# Task to carry out:
The records that follow are to be repeated exactly, with the pictures removed.

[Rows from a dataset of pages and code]
——————————

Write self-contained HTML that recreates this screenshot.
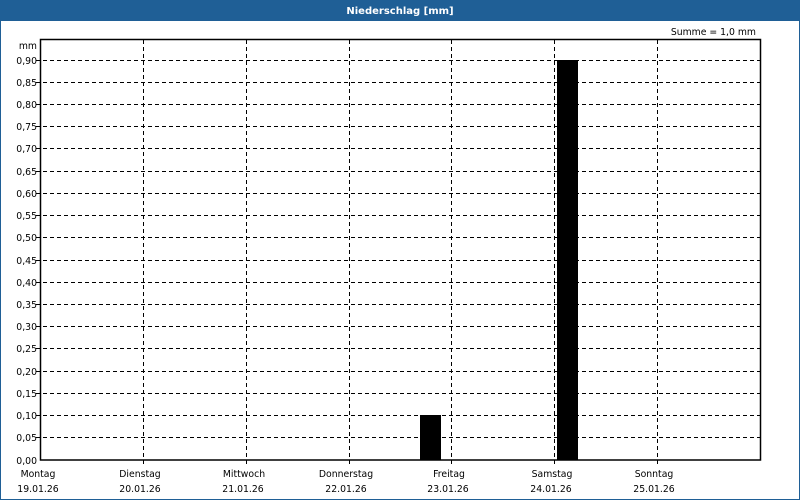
<!DOCTYPE html>
<html><head><meta charset="utf-8"><style>
html,body{margin:0;padding:0;background:#fff}
svg{display:block}
text{font-family:"DejaVu Sans","Liberation Sans",sans-serif;font-size:9.3px;fill:#000}
</style></head><body>
<svg width="800" height="500" xmlns="http://www.w3.org/2000/svg">
<rect x="0" y="0" width="800" height="500" fill="#fff"/>
<rect x="0" y="0" width="800" height="21" fill="#1f5f96"/>
<rect x="0.5" y="0.5" width="799" height="499" fill="none" stroke="#1f5f96"/>
<text x="400" y="14" text-anchor="middle" style="fill:#fff;font-weight:bold;font-size:10px">Niederschlag [mm]</text>
<text x="756" y="35" text-anchor="end">Summe = 1,0 mm</text>
<text x="37" y="49" text-anchor="end">mm</text>
<g stroke="#000" stroke-dasharray="4,3" stroke-width="1">
<path d="M36 437.5H760M36 415.5H760M36 393.5H760M36 371.5H760M36 348.5H760M36 326.5H760M36 304.5H760M36 282.5H760M36 260.5H760M36 237.5H760M36 215.5H760M36 193.5H760M36 171.5H760M36 148.5H760M36 126.5H760M36 104.5H760M36 82.5H760M36 60.5H760"/>
<path d="M143.5 40V464M246.5 40V464M349.5 40V464M451.5 40V464M554.5 40V464M657.5 40V464"/>
</g>
<rect x="420" y="415" width="21" height="45" fill="#000"/>
<rect x="557" y="60" width="21" height="400" fill="#000"/>
<rect x="40.5" y="39.5" width="720" height="420.5" fill="none" stroke="#000" stroke-width="1.5"/>
<g text-anchor="end">
<text x="37" y="464">0,00</text><text x="37" y="441">0,05</text><text x="37" y="419">0,10</text><text x="37" y="397">0,15</text><text x="37" y="375">0,20</text><text x="37" y="352">0,25</text><text x="37" y="330">0,30</text><text x="37" y="308">0,35</text><text x="37" y="286">0,40</text><text x="37" y="264">0,45</text><text x="37" y="241">0,50</text><text x="37" y="219">0,55</text><text x="37" y="197">0,60</text><text x="37" y="175">0,65</text><text x="37" y="152">0,70</text><text x="37" y="130">0,75</text><text x="37" y="108">0,80</text><text x="37" y="86">0,85</text><text x="37" y="64">0,90</text>
</g>
<g text-anchor="middle">
<text x="38" y="477">Montag</text><text x="38" y="492">19.01.26</text>
<text x="140" y="477">Dienstag</text><text x="140" y="492">20.01.26</text>
<text x="244" y="477">Mittwoch</text><text x="243" y="492">21.01.26</text>
<text x="346" y="477">Donnerstag</text><text x="346" y="492">22.01.26</text>
<text x="449" y="477">Freitag</text><text x="448" y="492">23.01.26</text>
<text x="552" y="477">Samstag</text><text x="551" y="492">24.01.26</text>
<text x="654" y="477">Sonntag</text><text x="654" y="492">25.01.26</text>
</g>
</svg>
</body></html>
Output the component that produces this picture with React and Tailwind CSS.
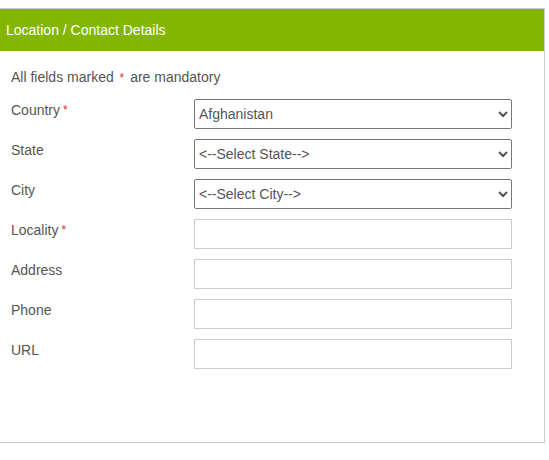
import React from 'react'

const rows = [
  { label: 'Country', req: true, type: 'select', value: 'Afghanistan' },
  { label: 'State', type: 'select', value: '<--Select State-->' },
  { label: 'City', type: 'select', value: '<--Select City-->' },
  { label: 'Locality', req: true },
  { label: 'Address' },
  { label: 'Phone' },
  { label: 'URL' },
]

function Star() {
  return <span className="text-[#e4262b] text-[12px] ml-[3px] align-top">*</span>
}

export default function App() {
  return (
    <div className="pt-2 bg-white min-h-[460px]" style={{ fontFamily: '"Liberation Sans", Arial, sans-serif' }}>
      <div className="w-[545px] border-t border-r border-b border-[#cccccc] pb-[73px]">
        <div className="h-[42px] bg-[#83b600] text-white text-[14px] flex items-center px-[6px]">
          Location / Contact Details
        </div>
        <p className="mt-4 ml-[11px] text-[14px] leading-5 text-[#555555]">
          All fields marked <span className="text-[#e4262b] text-[12px] mx-[2px]">*</span> are mandatory
        </p>
        <div className="mt-[11px] flex flex-col gap-[10px]">
          {rows.map((r) => (
            <div key={r.label} className="flex">
              <div className="w-[194px] pl-[11px] pt-[1px] text-[14px] leading-5 text-[#555555]">
                {r.label}
                {r.req && <Star />}
              </div>
              {r.type === 'select' ? (
                <select
                  defaultValue={r.value}
                  className="w-[318px] h-[30px] border border-[#767676] rounded-[2px] bg-white text-[14px] text-[#555555] pl-0"
                  style={{ fontFamily: '"Liberation Sans", Arial, sans-serif' }}
                >
                  <option>{r.value}</option>
                </select>
              ) : (
                <input className="w-[318px] h-[30px] border border-[#cccccc] bg-white text-[14px] px-[4px] outline-none" />
              )}
            </div>
          ))}
        </div>
      </div>
    </div>
  )
}
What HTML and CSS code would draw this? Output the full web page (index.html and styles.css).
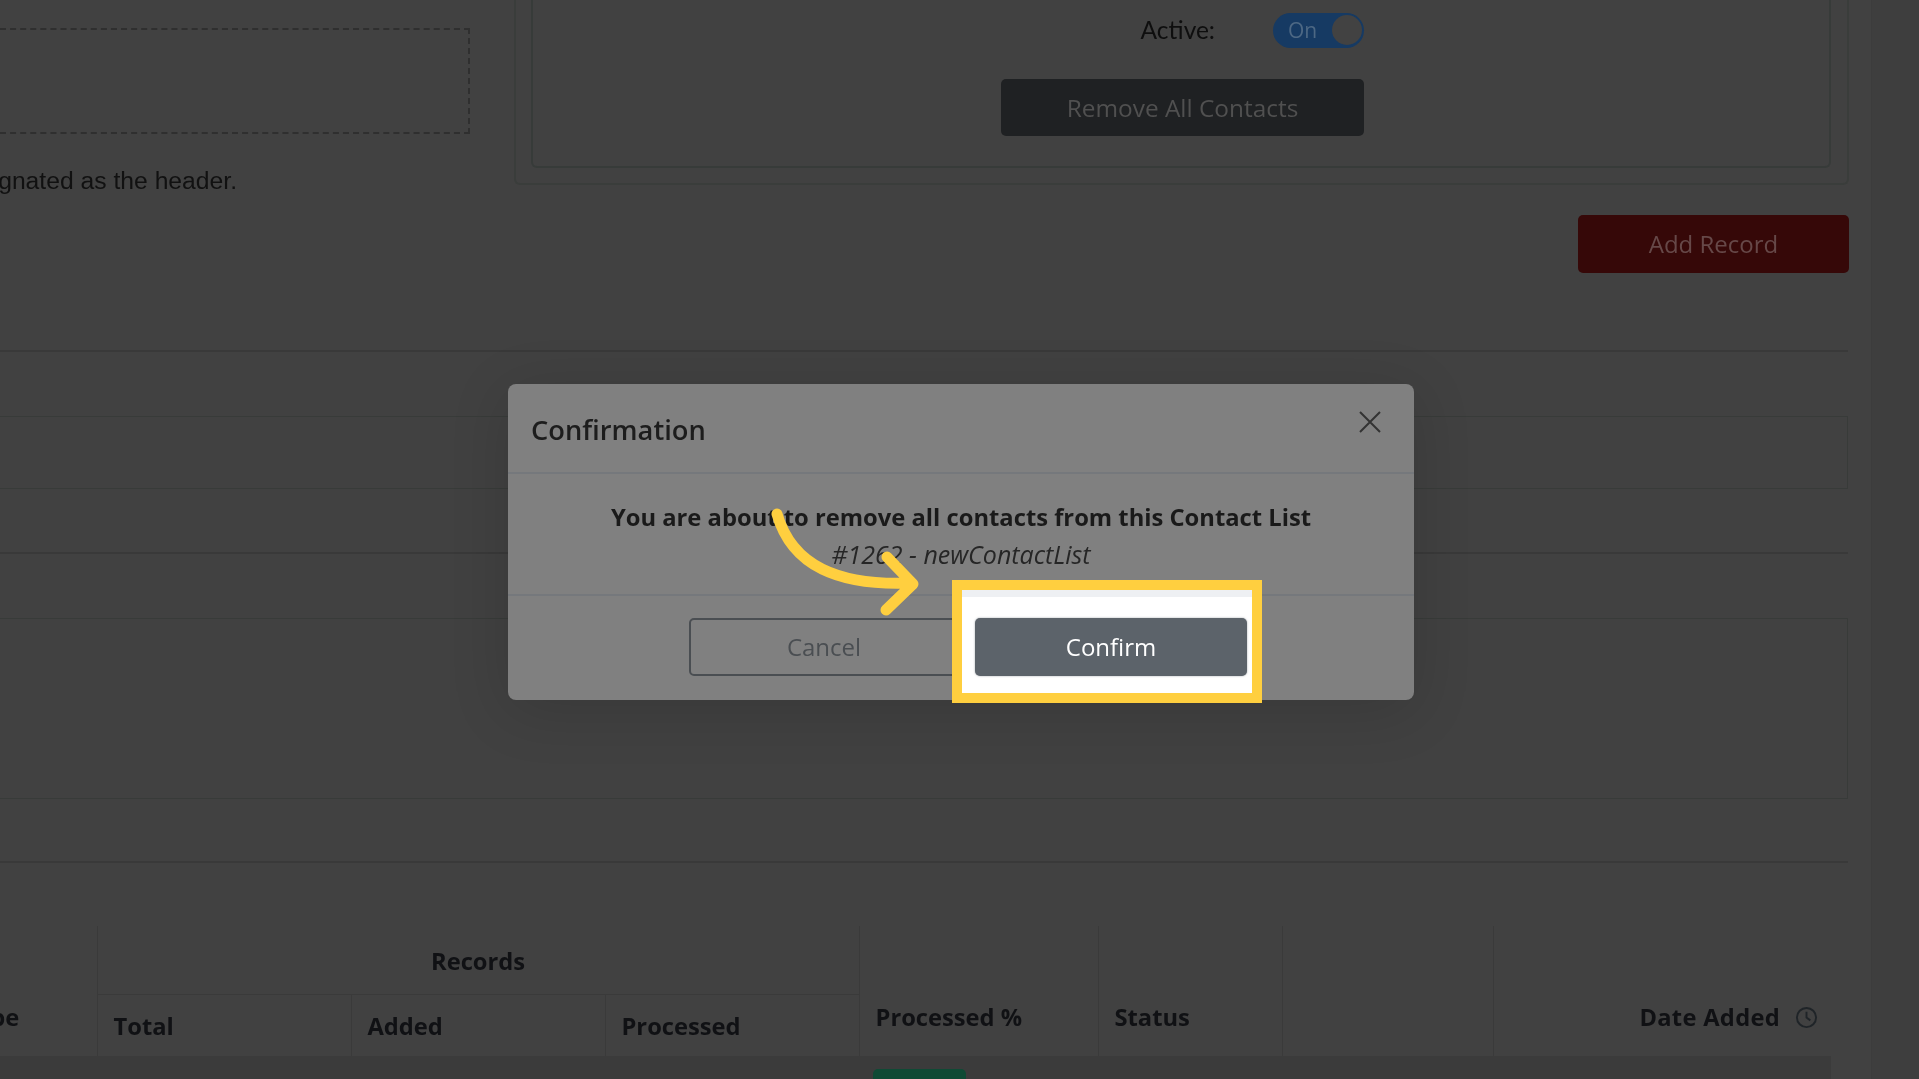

——————————

# Full response:
Write self-contained HTML that recreates this screenshot.
<!DOCTYPE html>
<html><head><meta charset="utf-8"><style>
html,body{margin:0;padding:0;background:#fff}
svg{display:block}
text{font-family:"DejaVu Sans","Liberation Sans",sans-serif;font-size:9.3px;fill:#000}
</style></head><body>
<svg width="800" height="500" xmlns="http://www.w3.org/2000/svg">
<rect x="0" y="0" width="800" height="500" fill="#fff"/>
<rect x="0" y="0" width="800" height="21" fill="#1f5f96"/>
<rect x="0.5" y="0.5" width="799" height="499" fill="none" stroke="#1f5f96"/>
<text x="400" y="14" text-anchor="middle" style="fill:#fff;font-weight:bold;font-size:10px">Niederschlag [mm]</text>
<text x="756" y="35" text-anchor="end">Summe = 1,0 mm</text>
<text x="37" y="49" text-anchor="end">mm</text>
<g stroke="#000" stroke-dasharray="4,3" stroke-width="1">
<path d="M36 437.5H760M36 415.5H760M36 393.5H760M36 371.5H760M36 348.5H760M36 326.5H760M36 304.5H760M36 282.5H760M36 260.5H760M36 237.5H760M36 215.5H760M36 193.5H760M36 171.5H760M36 148.5H760M36 126.5H760M36 104.5H760M36 82.5H760M36 60.5H760"/>
<path d="M143.5 40V464M246.5 40V464M349.5 40V464M451.5 40V464M554.5 40V464M657.5 40V464"/>
</g>
<rect x="420" y="415" width="21" height="45" fill="#000"/>
<rect x="557" y="60" width="21" height="400" fill="#000"/>
<rect x="40.5" y="39.5" width="720" height="420.5" fill="none" stroke="#000" stroke-width="1.5"/>
<g text-anchor="end">
<text x="37" y="464">0,00</text><text x="37" y="441">0,05</text><text x="37" y="419">0,10</text><text x="37" y="397">0,15</text><text x="37" y="375">0,20</text><text x="37" y="352">0,25</text><text x="37" y="330">0,30</text><text x="37" y="308">0,35</text><text x="37" y="286">0,40</text><text x="37" y="264">0,45</text><text x="37" y="241">0,50</text><text x="37" y="219">0,55</text><text x="37" y="197">0,60</text><text x="37" y="175">0,65</text><text x="37" y="152">0,70</text><text x="37" y="130">0,75</text><text x="37" y="108">0,80</text><text x="37" y="86">0,85</text><text x="37" y="64">0,90</text>
</g>
<g text-anchor="middle">
<text x="38" y="477">Montag</text><text x="38" y="492">19.01.26</text>
<text x="140" y="477">Dienstag</text><text x="140" y="492">20.01.26</text>
<text x="244" y="477">Mittwoch</text><text x="243" y="492">21.01.26</text>
<text x="346" y="477">Donnerstag</text><text x="346" y="492">22.01.26</text>
<text x="449" y="477">Freitag</text><text x="448" y="492">23.01.26</text>
<text x="552" y="477">Samstag</text><text x="551" y="492">24.01.26</text>
<text x="654" y="477">Sonntag</text><text x="654" y="492">25.01.26</text>
</g>
</svg>
</body></html>
Output the component that produces this picture with React and Tailwind CSS.
import React from 'react'

const rows = [
  { label: 'Country', req: true, type: 'select', value: 'Afghanistan' },
  { label: 'State', type: 'select', value: '<--Select State-->' },
  { label: 'City', type: 'select', value: '<--Select City-->' },
  { label: 'Locality', req: true },
  { label: 'Address' },
  { label: 'Phone' },
  { label: 'URL' },
]

function Star() {
  return <span className="text-[#e4262b] text-[12px] ml-[3px] align-top">*</span>
}

export default function App() {
  return (
    <div className="pt-2 bg-white min-h-[460px]" style={{ fontFamily: '"Liberation Sans", Arial, sans-serif' }}>
      <div className="w-[545px] border-t border-r border-b border-[#cccccc] pb-[73px]">
        <div className="h-[42px] bg-[#83b600] text-white text-[14px] flex items-center px-[6px]">
          Location / Contact Details
        </div>
        <p className="mt-4 ml-[11px] text-[14px] leading-5 text-[#555555]">
          All fields marked <span className="text-[#e4262b] text-[12px] mx-[2px]">*</span> are mandatory
        </p>
        <div className="mt-[11px] flex flex-col gap-[10px]">
          {rows.map((r) => (
            <div key={r.label} className="flex">
              <div className="w-[194px] pl-[11px] pt-[1px] text-[14px] leading-5 text-[#555555]">
                {r.label}
                {r.req && <Star />}
              </div>
              {r.type === 'select' ? (
                <select
                  defaultValue={r.value}
                  className="w-[318px] h-[30px] border border-[#767676] rounded-[2px] bg-white text-[14px] text-[#555555] pl-0"
                  style={{ fontFamily: '"Liberation Sans", Arial, sans-serif' }}
                >
                  <option>{r.value}</option>
                </select>
              ) : (
                <input className="w-[318px] h-[30px] border border-[#cccccc] bg-white text-[14px] px-[4px] outline-none" />
              )}
            </div>
          ))}
        </div>
      </div>
    </div>
  )
}
What HTML and CSS code would draw this? Output the full web page (index.html and styles.css).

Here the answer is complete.